All Dressed Up and Nowhere to ... Go
As I type this, I am dressed in a dress shirt and tie and a pair of suit pants, and sitting on the toilet.
The toilet, I can explain. See, Janet and I have made the arduous journey, at considerable personal expense, through wild terrain (Connecticut) and barren wilderness (New York) to arrive at the very last place on Earth any mortal wishes to be (Bergen County, New Jersey). As many of you may know, I grew up here until leaving for college. Stealing a joke from a comedian whose name I no longer remember, it took me until I was 18 to realize we were actually free to leave. And this weekend is my 25 year high school class reunion, which I am not only attending, but had the odd lack of sense to volunteer to help organize!
So we're staying in a hotel overnight, and as you seasoned travelers are no doubt aware, in many such rooms, the only available outlet is in the bathroom, and then only if you unplug the hair dryer whose volume and temperature are approximately the same as having someone walk up a moderate flight of stairs and then breathe heavily upon your wet hair. It occurs to me that these would be extremely appropriate in Wal*Mart bathrooms, the ones whose sinks drool three anemic streams of water on you. Then again, I don't know why I complain, in my case I'd be perfectly happy if they just gave us a squeegee.
My laptop battery is low, thus the outlet and my current ignominious location. I have a much harder time explaining the suit clothing. The truth is, I'm not a suit guy. I don't wear a tie when we go to church on Sunday. As I recall, I didn't wear a suit or tie to the last funeral I attended. I'm pretty sure I wore one when I got married to Janet, because since I was metaphorically tying a rope around my neck for the rest of my life, I might as well tie something physically there as well. (Just kidding, Janet!)
I've drawn the line at the suit jacket. As I explained to one of my classmates, when she asked what I'd be wearing (so her husband could decide what to wear also), I'm male and heterosexual, I'm not expected to have fashion sense. Plus, I don't own a sport coat.

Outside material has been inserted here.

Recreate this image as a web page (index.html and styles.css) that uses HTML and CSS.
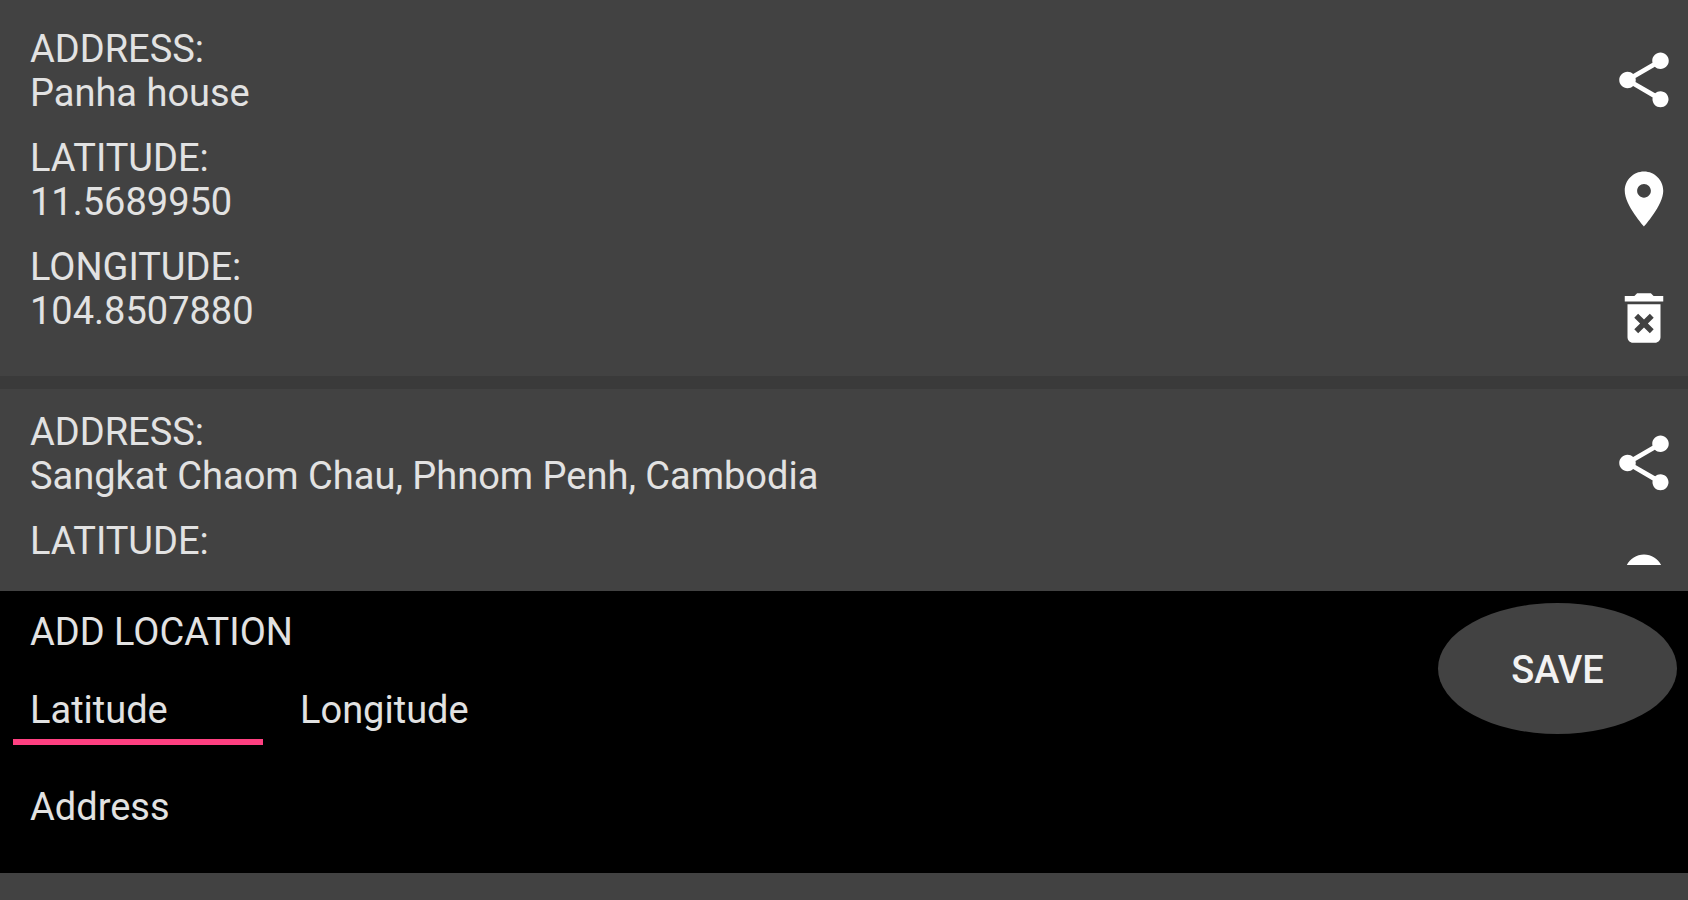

But here's the thing: this entire reunion is the fault of Facebook. I'm not kidding. A little less than a year ago, I was on Facebook and noticed that there were a lot of "East Bumble High School, Class of 19xx" groups, but none for my graduating class, and with nothing better to do with my time, I created one. A few days later, several people had found it, and I made my big mistake: I asked "Y'know, we're coming up on 25 years since we all graduated. Does anyone know if there's a 25 year reunion coming up?"
You need to understand, I'd never really thought about it. To this point, some part of me had just assumed that there were reunion fairies out there that just randomly pulled together reunions on multiples of 5 and 10 years (5 and 10 being magical numbers ever since the day when "5 and 10" meant the local Woolworth's). So I just figured "someone" was probably putting together the 25 year reunion, and that it would be fun to attend.

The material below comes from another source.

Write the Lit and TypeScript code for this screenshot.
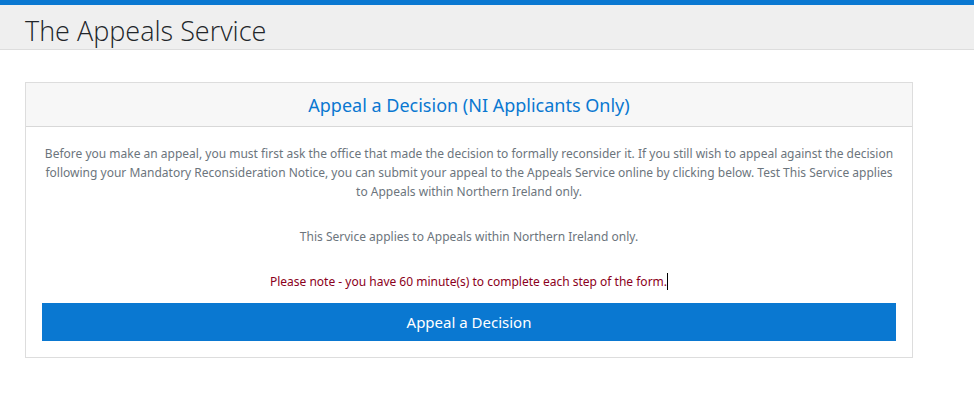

Well, of course it turns out that there are no fairies. Well, in some classes there may be, but I already established that I'm heterosexual (bada bum). There are just random people too stupid to answer "er, I'd love to, but I have a thing with a guy" when someone else says "Hey! We should organize one!"
I should say, "we" organized this the way "my 3 year old son and I" go shopping for groceries. I sat comfortably in the shopping cart (aka from the distance of New Hampshire), occasionally pontificating in e-mail my opinions about how the event should go and left virtually all of the real work to people who are less lazy and more organized than I. Very much the small child, asking "Daddy, can we get that?" and being told "no, that menu item would be too expensive" or "no, strippers aren't appropriate for a reunion dinner".
Still, though, apparently no one on the team feels that they did as much work as "everyone else" did, which means that either the division of labor was more equitable than I realize, or we're going to get down there in half an hour to set up and realize we forgot something major, like a band, a caterer, or actually letting the hotel know we'd be using their banquet room.
The planning for this reunion went very smoothly for quite some time, and then four days ago it took and abrupt left turn: Apparently two weeks ago, the hotel which we had booked had a fire in their main banquet room. They hadn't bothered to let us know, because they figured they could just put us in a couple of the smaller banquet rooms with a private hallway between, and no one would notice, apparently on the theory that 25 years out of high school, we'd clearly be too senile to recognize that A) we were not, technically, in a single, large ballroom, and B) hotel ballrooms are not supposed to smell like California during forest fire season.
Well, we (and by "we" I mean Diana, who did most of the local heavy lifting) noticed. On Tuesday morning, when we went to sign the final contract, give final numbers, and pay the bill, we took one look at the proposed solution and immediately we notified the other five members of the planning committee.
Just down the street from the hotel we were supposed to be at is a luxury hotel, the ballroom of which we on the committee had rejected since it was nearly 50% more expensive, but apparently in these economic times we were not the only people who rejected it, because when we made a big stink about the, er, big stink, our original hotel worked out a deal with the new hotel by which A) they would host our reunion, and B) we would pay them the same fee we had originally negotiated with the cheaper hotel. We traded up, big time, but those reports that members of the reunion committee were seen darting furtively through the dark the the moments before the fire are entirely spurious, I promise.
By the way, one other interesting result of being in the nicer hotel is (this is true), I rode up an elevator with noted comic and modern day philosopher Paula Poundstone. Well, technically, this is only sort of true. Running back to my room to get my laptop computer (every successful reunion needs a laptop!), I got into the elevator with a woman who looked incredibly like Ms. Poundstone, and when she pressed my floor (20), I said "That's my floor too!" and she replied in Paula Poundstone's voice "Well that's convenient". I never asked, to be sure. My wife has since said "You should have", but here's my thinking: I'm not very good with faces... or voices... or, really when it gets right down to it, differentiating humans from other primates. By not asking, I get to spend the rest of my life thinking "I might have ridden 20 floors in an elevator with Paula Poundstone" instead of spending the next day of my life saying "I rode 20 floors in a woman who was nothing like Paula Poundstone, but until I asked, I thought it was." A lifetime of "brush with greatness" memories vs. 20 minutes of "wow, that was stupid! How I could have initially thought that gentleman was Paula Poundstone, I have no idea!"
Anyway, this brush with greatness gave me the self-confidence and humility necessary to negotiate an evening with people who had beaten me up so badly in the high school locker room (and with the guys as well), many of whom have since gone on to do things far more successful than writing computer programs, silly humor essays and breeding like the Waltons on Rohypnol.
But I'm not bitter. Very few of them have successfully lost their hair!